Bookies have slashed their odds on the song – a drunken dirge by an Irish immigrant in America as he reminisces about a former lover – reaching the top spot.

How are the Official Charts decided? 

In 2014, the Official Charts began including audio streaming in the singles chart as sales fell out of favour with the rise of services such as Spotify.

In 2017, it overhauled the algorithm it uses to decide how many streams constitute the same value as a purchase of a single, based on whether people pay for their streaming.

From 12am Friday until 11.59pm on Thursday each week, the Official Charts count sales and streams from 8,000 sources – covering CDs, vinyls, cassettes and both downloads and streams of audio and video.

It counts 100 premium streams – by users who pay for Spotify Premium or other paid services – and 600 ‘free’ streams as one single ‘purchase’.

And everything from remixes to acoustic versions counts towards the chart entry for a single song.

It is odds-on favourite to be Christmas number one ahead of both competing festive tunes and hits by the likes of Taylor Swift.

Spotify chart data for November 29, the day before MacGowan died, shows the song was the 23rd most-streamed tune in the UK that day, being played 190,288 times.

But on November 30, as news of his passing came to light streams more than doubled to 390,657, and the song was Brits’ sixth most listened-to track that day.

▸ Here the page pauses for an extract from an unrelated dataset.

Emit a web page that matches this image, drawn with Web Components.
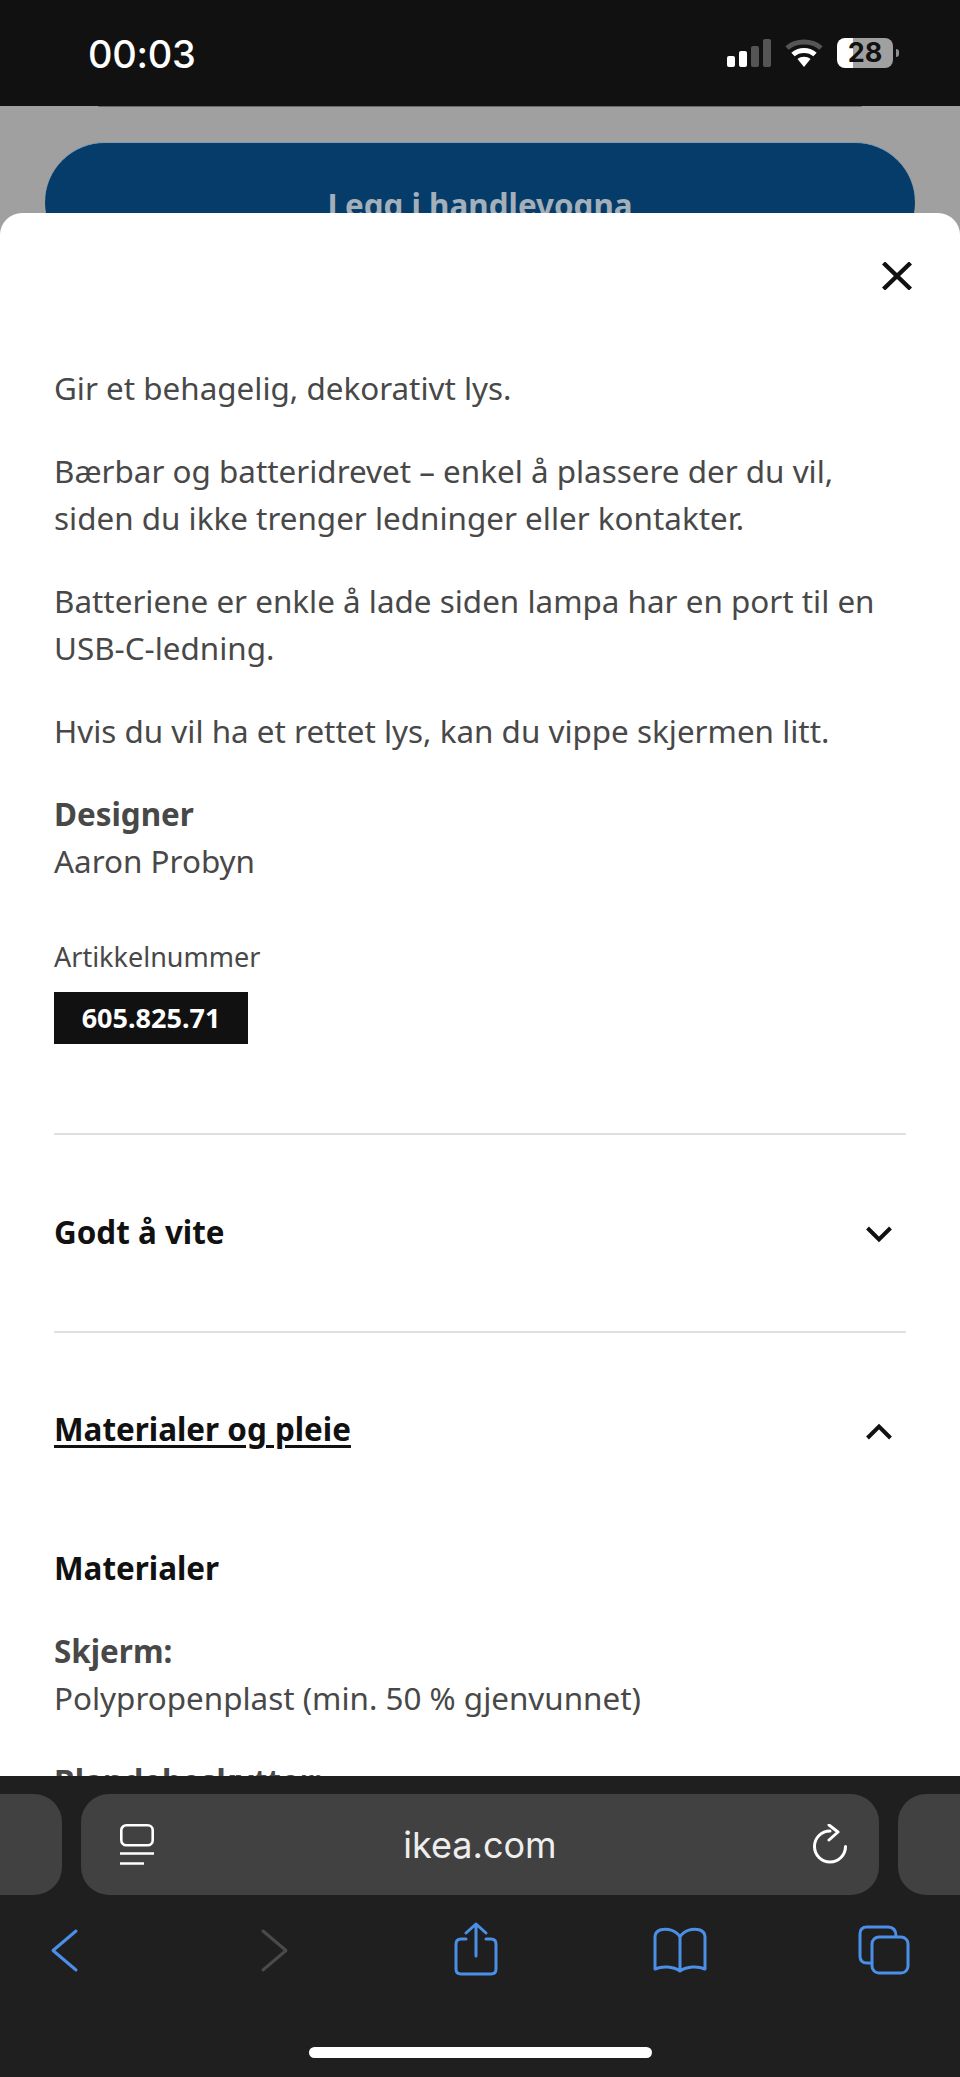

It also notched up 694,571 listens on December 1, becoming the fourth most-played song on the platform.

Martin Talbot, CEO of Official Charts, said of the song: ‘It is a genuine contender for this year’s Christmas Number 1 – a chart position which this classic has never previously reached. What a fitting tribute to Shane that would be.’

Following his death, the creative director of a theatre show called Fairytale Of New York has redoubled efforts to get MacGowan’s best-known song to the top of the UK charts for the first time.

Ged Graham told the PA news agency that even though Fairytale Of New York has never topped the charts, it is the most-played Christmas song in the UK.

‘It’s a great Christmas story,’ he said. ‘It’s honest and it’s real, and honest and real music just lasts for eternity.

‘It’s not a jingle-belly, happy, happy Christmas. It’s a nitty-gritty, real-life story at Christmas. Everything at Christmas isn’t all nice and bells and whistles and loveliness, it’s got an earthiness and a great kind of vibe to it that just appeals to people, especially Irish people in the UK.

‘Shane MacGowan and Kirsty MacColl… are just two real people. They don’t look like film stars, they don’t look like George Michael and Wham! My friends look like that.’

In the past, the lyrics have been changed for both live performances and radio play. Official Charts does not distinguish between versions when it collates sales data to decide the Official Top 40.

The results will be announced on the last Friday before Christmas, December 22, with sales and streams from the Friday before until 11.59pm on Thursday counted towards that week’s charts.